The movie starts with Nicholson’s character receiving a simple, boring case assignment concerning adultery. However, Gittes soon realizes that he has stumbled into something much bigger: a twisted web of crimes including but not limited to murder.

Gittes digs deeper, discovering that corrupt public officials are stealing water from the San Fernando Valley. As he weaves his way through the seedy underbelly of LA, he begins to face increasingly strong opposition.

Chinatown is a great example of film noir. It separates itself from others within this genre, such as The Big Sleep and The Maltese Falcon, with an unparalleled level of plot sophistication.

In just two hours, Polanski is able to create an incredibly detailed world.
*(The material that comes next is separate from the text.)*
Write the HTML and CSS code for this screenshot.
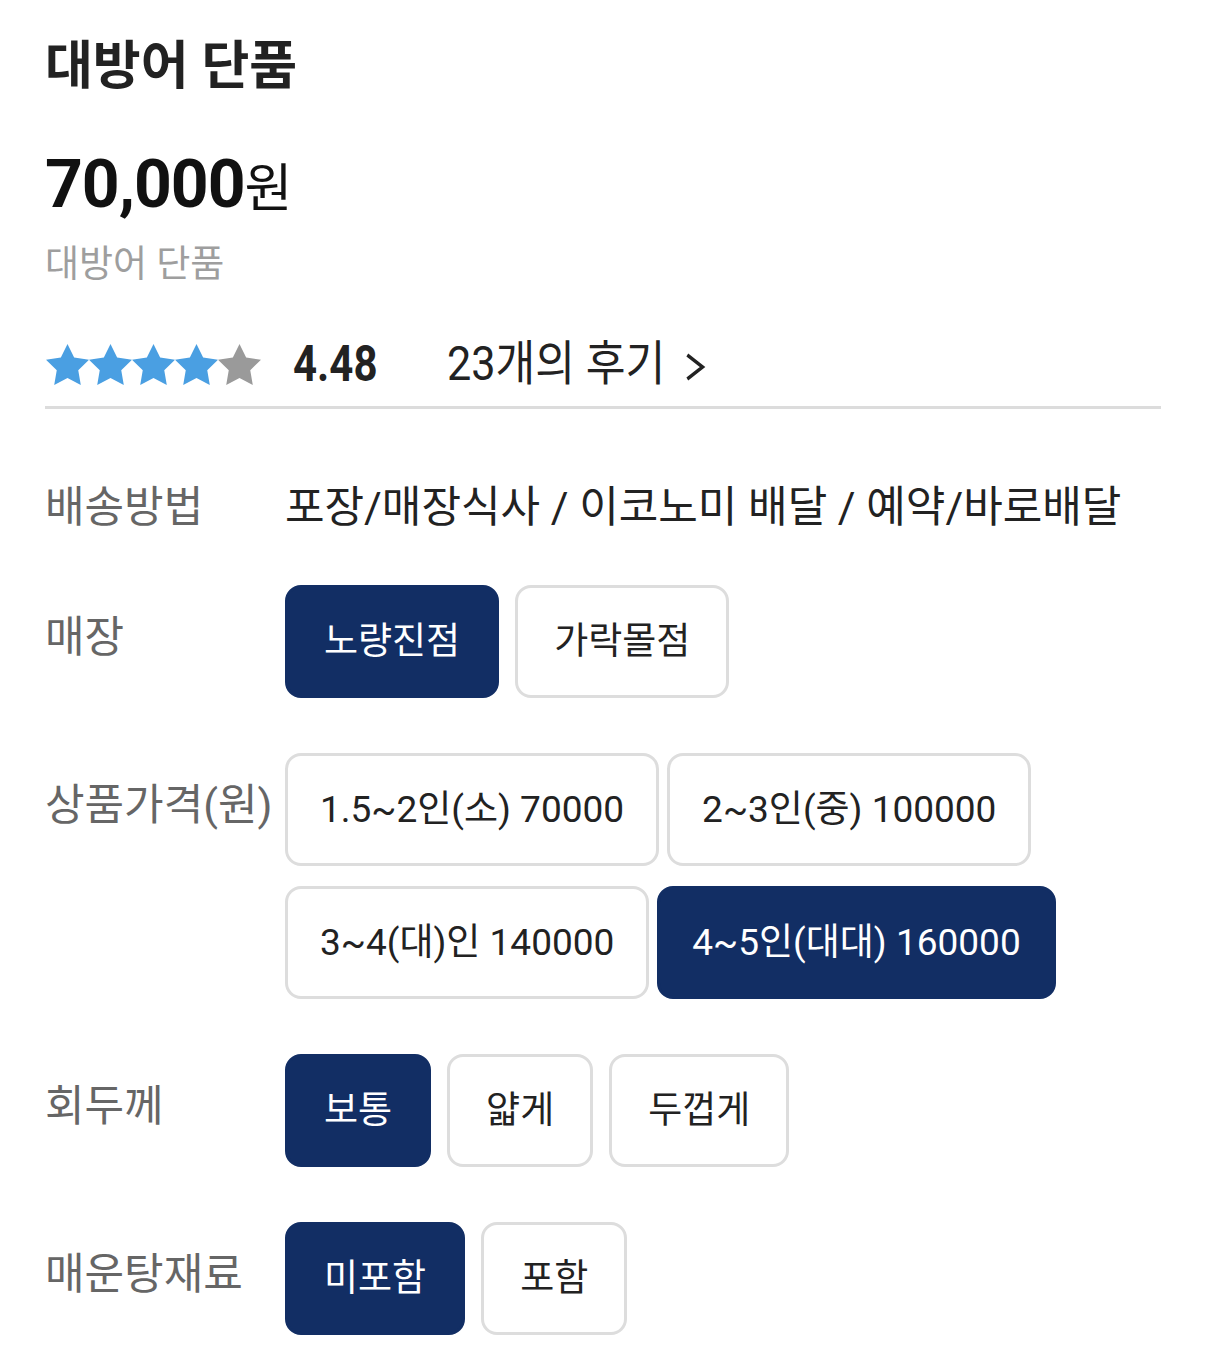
FILE: index.html
```html
<!DOCTYPE html>
<html lang="ko">
<head>
    <meta charset="UTF-8">
    <meta name="viewport" content="width=device-width, initial-scale=1.0">
    <title>대방어 단품</title>
    <link rel="stylesheet" href="styles.css">
</head>
<body>
    <div class="product">
        <h1 class="product-title">대방어 단품</h1>
        <div class="product-price">70,000<span class="won">원</span></div>
        <p class="product-desc">대방어 단품</p>

        <div class="rating">
            <div class="stars">
                <svg class="star on" viewBox="2 2 20 19" width="43" height="41"><path d="M12 2l3.09 6.26L22 9.27l-5 4.87 1.18 6.88L12 17.77l-6.18 3.25L7 14.14 2 9.27l6.91-1.01L12 2z"/></svg>
                <svg class="star on" viewBox="2 2 20 19" width="43" height="41"><path d="M12 2l3.09 6.26L22 9.27l-5 4.87 1.18 6.88L12 17.77l-6.18 3.25L7 14.14 2 9.27l6.91-1.01L12 2z"/></svg>
                <svg class="star on" viewBox="2 2 20 19" width="43" height="41"><path d="M12 2l3.09 6.26L22 9.27l-5 4.87 1.18 6.88L12 17.77l-6.18 3.25L7 14.14 2 9.27l6.91-1.01L12 2z"/></svg>
                <svg class="star on" viewBox="2 2 20 19" width="43" height="41"><path d="M12 2l3.09 6.26L22 9.27l-5 4.87 1.18 6.88L12 17.77l-6.18 3.25L7 14.14 2 9.27l6.91-1.01L12 2z"/></svg>
                <svg class="star" viewBox="2 2 20 19" width="43" height="41"><path d="M12 2l3.09 6.26L22 9.27l-5 4.87 1.18 6.88L12 17.77l-6.18 3.25L7 14.14 2 9.27l6.91-1.01L12 2z"/></svg>
            </div>
            <span class="score"><span class="condensed">4.48</span></span>
            <a href="#" class="reviews"><span class="condensed">23개의 후기<svg class="chevron" viewBox="0 0 24 30" width="24" height="30"><polyline points="3,3 20,15 3,27"/></svg></span></a>
        </div>

        <div class="options">
            <div class="option-row first">
                <div class="option-label">배송방법</div>
                <div class="option-value">포장/매장식사 / 이코노미 배달 / 예약/바로배달</div>
            </div>
            <div class="option-row">
                <div class="option-label with-buttons">매장</div>
                <div class="choices">
                    <button class="choice selected">노량진점</button>
                    <button class="choice">가락몰점</button>
                </div>
            </div>
            <div class="option-row">
                <div class="option-label with-buttons">상품가격(원)</div>
                <div class="choices tight">
                    <button class="choice">1.5~2인(소) 70000</button>
                    <button class="choice">2~3인(중) 100000</button>
                    <button class="choice">3~4(대)인 140000</button>
                    <button class="choice selected">4~5인(대대) 160000</button>
                </div>
            </div>
            <div class="option-row">
                <div class="option-label with-buttons">회두께</div>
                <div class="choices">
                    <button class="choice selected">보통</button>
                    <button class="choice">얇게</button>
                    <button class="choice">두껍게</button>
                </div>
            </div>
            <div class="option-row">
                <div class="option-label with-buttons">매운탕재료</div>
                <div class="choices">
                    <button class="choice selected">미포함</button>
                    <button class="choice">포함</button>
                </div>
            </div>
        </div>
    </div>
</body>
</html>
```

FILE: styles.css
```css
body {
    font-family: Roboto, "Noto Sans CJK KR", sans-serif;
    background-color: #fff;
    color: #222;
    margin: 0;
    padding: 0;
}
.product {
    padding: 0 45px;
}
.product-title {
    margin: 37px 0 0;
    font-size: 52px;
    line-height: 60px;
    font-weight: 700;
    color: #222;
}
.product-price {
    margin-top: 48px;
    font-size: 66px;
    line-height: 80px;
    font-weight: 700;
    color: #111;
    letter-spacing: -1px;
}
.product-price .won {
    font-size: 52px;
    font-weight: 400;
    letter-spacing: 0;
}
.product-desc {
    margin: 11px 0 0;
    font-size: 37px;
    line-height: 48px;
    color: #9e9e9e;
}
.rating {
    display: flex;
    align-items: center;
    margin-top: 45px;
    padding-bottom: 12px;
    border-bottom: 3px solid #dcdcdc;
}
.stars {
    display: flex;
    margin-left: 1px;
    width: 247px;
}
.star {
    fill: #4a9fe2;
}
.star:not(.on) {
    fill: #9a9a9a;
}
.score {
    width: 154px;
    font-size: 50px;
    line-height: 60px;
    font-weight: 700;
    color: #222;
}
.condensed {
    display: inline-block;
    transform: scaleX(0.84);
    transform-origin: left center;
    white-space: nowrap;
}
.reviews {
    font-size: 48px;
    line-height: 60px;
    color: #222;
    text-decoration: none;
}
.reviews .condensed {
    transform: scaleX(0.9);
}
.chevron {
    margin-left: 21px;
    fill: none;
    stroke: #222;
    stroke-width: 3.5;
    vertical-align: middle;
}
.options {
    margin-top: 70px;
}
.option-row {
    display: grid;
    grid-template-columns: 240px 1fr;
    margin-bottom: 55px;
}
.option-row.first {
    margin-bottom: 50px;
}
.option-label {
    font-size: 43px;
    line-height: 56px;
    color: #666;
}
.option-label.with-buttons {
    padding-top: 24px;
}
.option-value {
    font-size: 43px;
    line-height: 56px;
    color: #222;
}
.choices {
    display: flex;
    flex-wrap: wrap;
    gap: 16px;
}
.choices.tight {
    gap: 20px 8px;
}
.choice {
    padding: 32px 36px;
    font-family: Roboto, "Noto Sans CJK KR", sans-serif;
    font-size: 37px;
    line-height: 43px;
    color: #222;
    background: #fff;
    border: 3px solid #dddddd;
    border-radius: 16px;
    cursor: pointer;
}
.choices.tight .choice {
    padding: 32px;
}
.choice.selected {
    background: #122e64;
    border-color: #122e64;
    color: #fff;
}
```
None of the characters are simple. Nicholson’s character instantly becomes iconic due to his gritty, hard-boiled nature and, to this day, critics debate whether he is a “good” character or “bad” character.

Details aren’t spared on supporting characters, either. The movie’s femme fatale, Evelyn Malwray (Faye Dunaway) remains a very confusing, complex individual, even after multiple viewings of Chinatown. Is she a manipulative woman with her own interests in mind, or the only person in Los Angeles with a heart? The answer can change at any point in the movie.

What makes Chinatown so enjoyable to watch is how active the audience has to be while watching it. It keeps viewers guessing and constantly re-evaluating the motives and intentions of each character. If you are looking to have your mind challenged by a film, then Chinatown is a great choice.